Album Volch'ya Yagoda was not easy for us. When we released our sixth album, Oikoumene, we thought it was the ultimate level. In the studio aspect for sure. Such a number of live instruments, such multilayered arrangement, multilayered sampling - it seemed to me that we have nowhere to grow further. But when the next album Vetvi (previous to Volch'ya Yagoda) appeared, it revealed to us a new movement vector. We moved to live outside the city, began to visit the northern forests a lot. Africa and Arab East in our music gradually gave way to the northern sound. And the Volch'ya Yagoda album is such a natural continuation of this path. In general, in the term World Music, in this concept itself there is something flawed. I began to understand this only recently. It’s like Thai beads that local residents sell to tourists in order to somehow survive, and the tourist brings them home and shows them as an exotic. That's what the modern genre of World Music is. This is not so joyful. And at some point, we realized that with our Africa and other things, we are like these tourists with beads. But we were born in the north, all my and Yana's childhood passed in the village on a farm. We are familiar with old folk songs, Slavic spells and lullabies. Since childhood, we heard the sound of a gusli, a harp, a beep. Why not record it, why not sing about what is closer to us? Isn't that more honest? And most importantly, earlier no one tried to do something modern with this folk music of our country, with these instruments. Previously, no one tried to somehow produce it seriously. And we just decided to do it! Volch'ya Yagoda, with all the variety of songs, is a very solid album. It is because of this approach.

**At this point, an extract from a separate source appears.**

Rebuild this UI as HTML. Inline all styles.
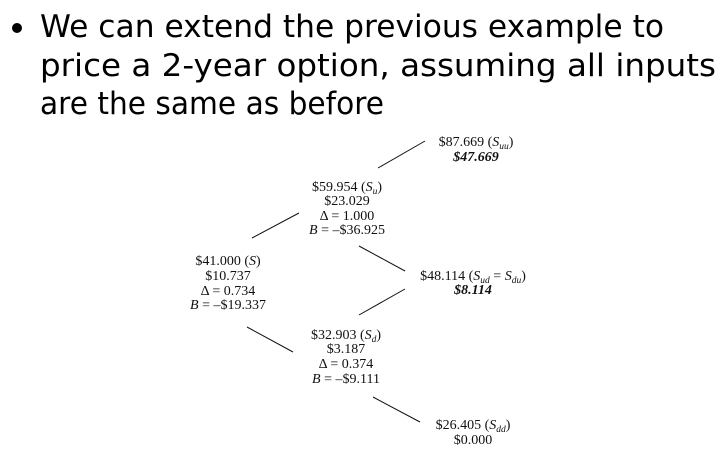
<!DOCTYPE html>
<html><head><meta charset="utf-8"><style>
html,body{margin:0;padding:0;background:#fff;width:727px;height:450px;overflow:hidden}
svg{display:block}
.h{font-family:"DejaVu Sans","Liberation Sans",sans-serif;font-size:31.5px;fill:#000}
.t{font-family:"Liberation Serif",serif;font-size:14px;fill:#111;text-anchor:middle}
.b{font-weight:bold;font-style:italic}
.i{font-style:italic}
.s{font-size:9.5px;font-style:italic}
</style></head><body>
<svg width="727" height="450" viewBox="0 0 727 450">
<circle cx="17" cy="28" r="5" fill="#000"/>
<text class="h" x="40" y="37" textLength="624" lengthAdjust="spacingAndGlyphs">We can extend the previous example to</text>
<text class="h" x="40" y="76" textLength="676" lengthAdjust="spacingAndGlyphs">price a 2-year option, assuming all inputs</text>
<text class="h" x="40" y="114" textLength="344" lengthAdjust="spacingAndGlyphs">are the same as before</text>
<g stroke="#111" stroke-width="1">
<line x1="378" y1="168" x2="425" y2="141"/>
<line x1="252" y1="238" x2="299" y2="213"/>
<line x1="359" y1="246" x2="405" y2="271"/>
<line x1="359" y1="315" x2="405" y2="289"/>
<line x1="247" y1="327" x2="293" y2="352"/>
<line x1="373" y1="397" x2="420" y2="422"/>
</g>
<text class="t" x="476" y="146">$87.669 (<tspan class="i">S</tspan><tspan class="s" dy="3">uu</tspan><tspan dy="-3">)</tspan></text>
<text class="t b" x="476" y="161">$47.669</text>
<text class="t" x="347" y="191">$59.954 (<tspan class="i">S</tspan><tspan class="s" dy="3">u</tspan><tspan dy="-3">)</tspan></text>
<text class="t" x="347" y="205">$23.029</text>
<text class="t" x="347" y="220">Δ = 1.000</text>
<text class="t" x="347" y="234"><tspan class="i">B</tspan> = –$36.925</text>
<text class="t" x="228" y="265">$41.000 (<tspan class="i">S</tspan>)</text>
<text class="t" x="228" y="280">$10.737</text>
<text class="t" x="228" y="295">Δ = 0.734</text>
<text class="t" x="228" y="309"><tspan class="i">B</tspan> = –$19.337</text>
<text class="t" x="473" y="280">$48.114 (<tspan class="i">S</tspan><tspan class="s" dy="3">ud</tspan><tspan dy="-3"> = </tspan><tspan class="i">S</tspan><tspan class="s" dy="3">du</tspan><tspan dy="-3">)</tspan></text>
<text class="t b" x="473" y="294">$8.114</text>
<text class="t" x="346" y="339">$32.903 (<tspan class="i">S</tspan><tspan class="s" dy="3">d</tspan><tspan dy="-3">)</tspan></text>
<text class="t" x="346" y="353">$3.187</text>
<text class="t" x="346" y="368">Δ = 0.374</text>
<text class="t" x="346" y="383"><tspan class="i">B</tspan> = –$9.111</text>
<text class="t" x="473" y="429">$26.405 (<tspan class="i">S</tspan><tspan class="s" dy="3">dd</tspan><tspan dy="-3">)</tspan></text>
<text class="t" x="473" y="444">$0.000</text>
</svg>
</body></html>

Which is the greatest satisfaction happened to you in your musical career?
This is just the Way. It is our life. Every day, music gives us new friends, new travels and new experiences. What else can we dream of?

You have moved to Karelia, in a wood, why? Do you want to be apart from the world?
It seems to me that this question is set not quite right. Because exactly cities are fenced off from the real world of nature. In cities, everything is artificial.
Everything this makes a person forget about death, makes a person consuming. It makes you run after illusions, turns your whole life into a race for some beautiful prize that you never will have. Do you understand? The city is a comfortable, well-designed corral for livestock. When you find yourself in a forest or on a lake, you understand this especially vividly. Real life is here, in the lap of nature. And answering your question, we moved out of town, because we wanted to be closer to real life, not to life invented without us.

Karelia has an enchanting name, but not very well known by western people, can you describe this land and its beauty, please?
Karelia is southern and northern. Part of it is in Finland, part is in Russia. Karelia has a difficult fate. Once upon a time there were Swedes. And the Finns. And the Russians. And many more different indigenous tribes. This is a harsh northern region with unpredictable nature, with spruce and pine forests. Bears are found here. Moose and hare come straight to my house. In Karelia there are beautiful cliffs and clear lakes with fresh water. When, for example, I am on the banks of Onega, I understand that I do not need Thailand, Cambodia and all the resorts in the world. In summer, Onega has the best forest wild beaches in the world. Sand, pines.
Yes, it’s sometimes cold here. But we are used to it.

I know a little bunch of russian bands, and I’ve found that there are great artists from Russia, but we know very little about. Can you tell us more about the russian music scene of today and how do you live this, please? There is a connection between artists?

Theodor Bastard is a quite incommunicative band.
It is difficult to say whether we have the closest associates.
We loved the Teatr Yada band, but their vocalist, our friend Jan Nikitin, perished.
This project can hardly be understood abroad.
It exists in the reality of the Russian language.
Like the band Grazhdanskaya Oborona, our teachers, their leader also perished.
And from the living bands it’s hard for me to name someone.
There were Ole Lukkoye, a cool band, they were known abroad, but now they almost do not perform.
The remaining bands are a new generation, quite superficial.
They have a lot of views, a lot of hype, as they like to call it, but not enough content.

The world of music is going through a great crisis, record sales are down, what do you think of this situation and why make a new album in this context?
An album is a conceptual work. This is not just a collection of songs. This is the whole story. It is like a novel. And we do not make albums, thinking about sales.
Sales do not interest us at all. If we were interested in sales, we would make other music.

Your music is stongly connected to the nature, with a lot of traditional and folk elements, do you have a message to spread or it’s only an esthetic choice?
This is not only an aesthetic choice. And this is not a message, as is commonly understood at the verbal level. Music provides a unique opportunity to experience a non-verbal experience! Our message is in the non-verbal area - beyond words.

Your music seems to be full of spiritual vibes, are you interested in spirituality?
Of course.

Feel free to end this interview as you like… if there is something more that you would like say?
Thanks for the interesting questions!